** start Supplied material **

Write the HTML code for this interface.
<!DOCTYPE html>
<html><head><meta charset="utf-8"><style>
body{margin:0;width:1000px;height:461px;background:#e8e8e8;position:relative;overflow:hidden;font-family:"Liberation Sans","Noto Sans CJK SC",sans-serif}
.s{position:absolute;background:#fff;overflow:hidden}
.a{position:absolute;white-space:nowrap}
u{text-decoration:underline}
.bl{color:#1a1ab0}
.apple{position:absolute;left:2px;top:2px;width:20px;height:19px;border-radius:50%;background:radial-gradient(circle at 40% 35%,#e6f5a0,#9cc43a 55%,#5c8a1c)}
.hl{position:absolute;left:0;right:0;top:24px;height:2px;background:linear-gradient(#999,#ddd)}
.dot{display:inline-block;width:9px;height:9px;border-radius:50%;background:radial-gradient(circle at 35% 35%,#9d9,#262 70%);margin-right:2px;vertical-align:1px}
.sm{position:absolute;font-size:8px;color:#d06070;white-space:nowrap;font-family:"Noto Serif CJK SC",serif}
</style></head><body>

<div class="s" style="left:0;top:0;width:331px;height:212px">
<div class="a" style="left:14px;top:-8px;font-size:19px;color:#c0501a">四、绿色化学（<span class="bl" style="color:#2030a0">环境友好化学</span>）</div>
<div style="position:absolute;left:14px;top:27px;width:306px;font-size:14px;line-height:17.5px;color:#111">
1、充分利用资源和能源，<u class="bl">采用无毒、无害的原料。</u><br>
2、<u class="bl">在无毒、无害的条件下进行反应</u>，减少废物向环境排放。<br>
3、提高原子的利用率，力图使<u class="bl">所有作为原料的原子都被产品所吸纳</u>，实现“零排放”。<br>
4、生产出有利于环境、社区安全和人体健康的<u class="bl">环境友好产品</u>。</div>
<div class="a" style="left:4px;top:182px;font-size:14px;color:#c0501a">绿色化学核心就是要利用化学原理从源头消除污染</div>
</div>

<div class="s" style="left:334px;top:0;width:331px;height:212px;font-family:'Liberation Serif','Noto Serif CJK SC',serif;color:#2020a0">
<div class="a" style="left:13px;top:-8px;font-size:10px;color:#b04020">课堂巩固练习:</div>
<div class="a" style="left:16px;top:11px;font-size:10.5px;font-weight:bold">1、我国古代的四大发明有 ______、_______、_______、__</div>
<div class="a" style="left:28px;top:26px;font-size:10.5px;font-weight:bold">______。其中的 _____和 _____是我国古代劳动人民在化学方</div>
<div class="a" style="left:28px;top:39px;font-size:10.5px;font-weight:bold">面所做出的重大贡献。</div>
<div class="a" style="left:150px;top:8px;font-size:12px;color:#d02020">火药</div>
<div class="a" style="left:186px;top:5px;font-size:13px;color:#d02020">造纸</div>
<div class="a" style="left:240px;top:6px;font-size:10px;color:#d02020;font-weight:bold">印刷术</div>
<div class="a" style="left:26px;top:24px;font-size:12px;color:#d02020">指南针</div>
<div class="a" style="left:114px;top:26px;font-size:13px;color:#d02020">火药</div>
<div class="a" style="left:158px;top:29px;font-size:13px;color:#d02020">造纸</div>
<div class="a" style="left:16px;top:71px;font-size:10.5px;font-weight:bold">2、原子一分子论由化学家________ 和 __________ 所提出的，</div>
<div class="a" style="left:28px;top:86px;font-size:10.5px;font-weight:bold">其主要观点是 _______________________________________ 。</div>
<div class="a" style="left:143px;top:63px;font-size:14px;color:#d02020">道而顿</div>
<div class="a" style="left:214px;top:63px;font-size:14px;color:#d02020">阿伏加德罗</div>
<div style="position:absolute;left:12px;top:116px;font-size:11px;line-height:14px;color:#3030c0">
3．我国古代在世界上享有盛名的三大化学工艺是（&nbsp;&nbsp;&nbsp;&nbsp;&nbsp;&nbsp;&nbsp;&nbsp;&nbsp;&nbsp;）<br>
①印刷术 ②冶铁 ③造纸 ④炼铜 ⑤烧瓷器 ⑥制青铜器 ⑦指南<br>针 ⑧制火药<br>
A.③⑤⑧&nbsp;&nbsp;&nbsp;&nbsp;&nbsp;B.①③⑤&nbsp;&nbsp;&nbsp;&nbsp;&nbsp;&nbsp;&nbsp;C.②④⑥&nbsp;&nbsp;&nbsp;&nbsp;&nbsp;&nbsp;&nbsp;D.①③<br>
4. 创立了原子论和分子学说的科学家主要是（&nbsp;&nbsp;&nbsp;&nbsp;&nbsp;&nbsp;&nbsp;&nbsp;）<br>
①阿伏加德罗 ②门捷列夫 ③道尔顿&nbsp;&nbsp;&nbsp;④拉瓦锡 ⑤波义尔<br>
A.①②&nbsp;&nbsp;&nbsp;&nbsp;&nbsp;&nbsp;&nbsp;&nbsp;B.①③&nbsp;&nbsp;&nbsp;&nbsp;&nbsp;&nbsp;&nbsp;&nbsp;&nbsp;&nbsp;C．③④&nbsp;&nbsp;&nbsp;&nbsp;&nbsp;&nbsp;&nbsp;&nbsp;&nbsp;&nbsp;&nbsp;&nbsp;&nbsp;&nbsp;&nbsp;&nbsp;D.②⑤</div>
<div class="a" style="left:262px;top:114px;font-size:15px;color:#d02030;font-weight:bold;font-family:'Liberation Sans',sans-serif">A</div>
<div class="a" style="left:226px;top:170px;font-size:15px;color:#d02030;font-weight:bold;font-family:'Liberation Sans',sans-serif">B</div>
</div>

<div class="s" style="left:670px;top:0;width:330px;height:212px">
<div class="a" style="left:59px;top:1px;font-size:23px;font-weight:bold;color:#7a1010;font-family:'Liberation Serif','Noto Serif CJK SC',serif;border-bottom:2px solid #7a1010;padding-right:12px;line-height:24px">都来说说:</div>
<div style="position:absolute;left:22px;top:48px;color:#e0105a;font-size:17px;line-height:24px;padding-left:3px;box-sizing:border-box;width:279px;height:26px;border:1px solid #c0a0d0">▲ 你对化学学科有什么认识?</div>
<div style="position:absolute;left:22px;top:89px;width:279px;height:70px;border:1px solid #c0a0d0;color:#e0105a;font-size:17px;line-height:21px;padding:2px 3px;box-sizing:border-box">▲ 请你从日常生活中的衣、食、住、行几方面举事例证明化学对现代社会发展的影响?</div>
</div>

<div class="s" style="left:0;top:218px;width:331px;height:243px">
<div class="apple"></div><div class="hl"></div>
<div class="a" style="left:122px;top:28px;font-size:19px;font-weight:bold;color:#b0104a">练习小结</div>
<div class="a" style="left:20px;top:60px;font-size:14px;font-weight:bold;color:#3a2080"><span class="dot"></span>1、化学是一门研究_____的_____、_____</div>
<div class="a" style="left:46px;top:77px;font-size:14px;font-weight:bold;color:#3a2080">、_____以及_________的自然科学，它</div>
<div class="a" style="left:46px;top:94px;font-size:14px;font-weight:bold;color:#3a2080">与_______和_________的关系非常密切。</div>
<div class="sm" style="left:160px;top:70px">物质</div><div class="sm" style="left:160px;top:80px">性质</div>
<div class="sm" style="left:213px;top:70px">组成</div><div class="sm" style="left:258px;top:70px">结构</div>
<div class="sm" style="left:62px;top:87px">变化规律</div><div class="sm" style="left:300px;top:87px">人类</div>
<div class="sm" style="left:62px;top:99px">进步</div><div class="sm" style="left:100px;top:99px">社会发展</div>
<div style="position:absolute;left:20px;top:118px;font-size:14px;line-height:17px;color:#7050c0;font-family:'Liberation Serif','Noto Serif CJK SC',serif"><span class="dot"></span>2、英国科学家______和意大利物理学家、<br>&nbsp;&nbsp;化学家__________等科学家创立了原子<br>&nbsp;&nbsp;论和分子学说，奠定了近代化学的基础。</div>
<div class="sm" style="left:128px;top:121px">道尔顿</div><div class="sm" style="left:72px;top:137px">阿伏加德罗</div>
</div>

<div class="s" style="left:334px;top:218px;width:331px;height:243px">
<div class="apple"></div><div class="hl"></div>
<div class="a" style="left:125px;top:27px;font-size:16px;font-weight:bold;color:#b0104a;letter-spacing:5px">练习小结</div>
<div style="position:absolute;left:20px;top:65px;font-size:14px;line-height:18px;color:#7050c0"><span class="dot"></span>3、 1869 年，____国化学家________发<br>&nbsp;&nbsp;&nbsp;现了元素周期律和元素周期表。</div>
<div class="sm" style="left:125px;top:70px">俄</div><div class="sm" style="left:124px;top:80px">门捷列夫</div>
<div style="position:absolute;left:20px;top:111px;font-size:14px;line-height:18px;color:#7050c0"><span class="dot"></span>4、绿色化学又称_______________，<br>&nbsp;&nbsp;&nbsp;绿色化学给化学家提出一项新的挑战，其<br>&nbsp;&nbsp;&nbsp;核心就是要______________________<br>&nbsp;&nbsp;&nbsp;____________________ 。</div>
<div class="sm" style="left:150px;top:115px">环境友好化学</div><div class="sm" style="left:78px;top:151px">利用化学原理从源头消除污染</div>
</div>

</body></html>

** end Supplied material **
** start Supplied material **

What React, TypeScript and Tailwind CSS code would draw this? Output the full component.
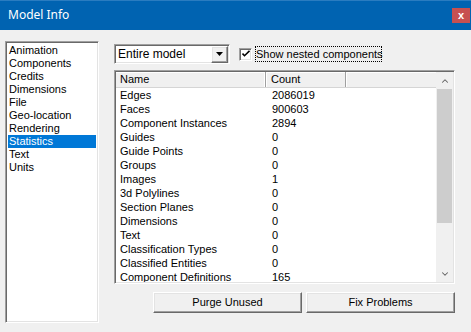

** end Supplied material **

### Problem statement
Read the data above. Pull out each line in which the string "code" appears.

### Exercise result
Write the HTML code for this interface.
What React, TypeScript and Tailwind CSS code would draw this? Output the full component.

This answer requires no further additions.